Bir kamu işçisi, durumu şu sözlerle ifade ediyor: “Savunma sanayisinde tarih yazdık iddialarınız var, fakat biz işçilere sadece 1800 TL zam mı veriliyor?” Bu durum, kamuda çalışan işçiler için açlık sınırının ötesinde bir durumdur.” şeklinde açıklamalarda bulundu.
“İKTİDAR TARIH YAZDIĞINI SÖYLÜYOR, AMA EMEĞİ GÖRMEZDEN GELİYOR”
Orhan Sümer, “TÜİK tarafından açıklanan enflasyon rakamları, gerçek hayatı yansıtmıyor. Pazar, market ve fatura fiyatlarındaki artışlar, halkı olumsuz etkiliyor. Özellikle büyük şehirlerde yaşayan bir işçi, maaşı henüz yatmadan tükeniyor. Artık bir kamu işçisi, maaşıyla ne ev geçindirebiliyor ne çocuğunu okutabiliyor ne de geleceğe güvenle bakabiliyor. Saray İktidarı, iddia edilen tarih yazma söylemine rağmen, en değerli olan işçinin emeğini görmezden geliyor” dedi.

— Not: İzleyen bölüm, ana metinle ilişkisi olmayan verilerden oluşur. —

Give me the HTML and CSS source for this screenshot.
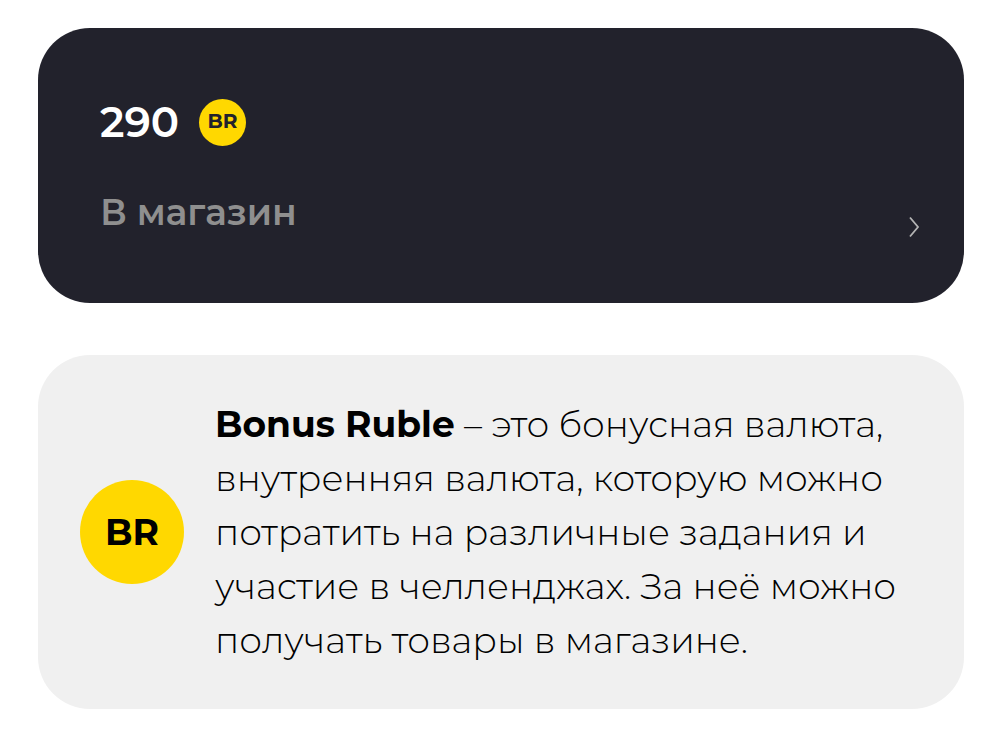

“EN DÜŞÜK İŞÇİ MAAŞI 65 BİN LİRA OLMALI”
Orhan Sümer, “İktidara gelmeden önce asgari ücretin 5-6 katı maaş alan kamu işçilerinin maaşları bugün sadece asgari ücretin 2 katına kadar gerilemiş durumda. Uzmanlara göre, artan yaşam maliyetleri ve geçim masrafları göz önüne alındığında, en düşük işçi maaşı en az 65 bin TL olmalıdır. İşçinin emeğini göz ardı eden bu tutum sürdürülemez. Emeksiz üretim olmaz, üretim olmadan da kalkınma sağlanamaz. İktidarın acilen gerçekçi ve adil bir ücret politikasına dönmesi gerekiyor. Aksi takdirde, sadece işçiler değil ülke ekonomisi de ciddi bir darboğaza girecektir.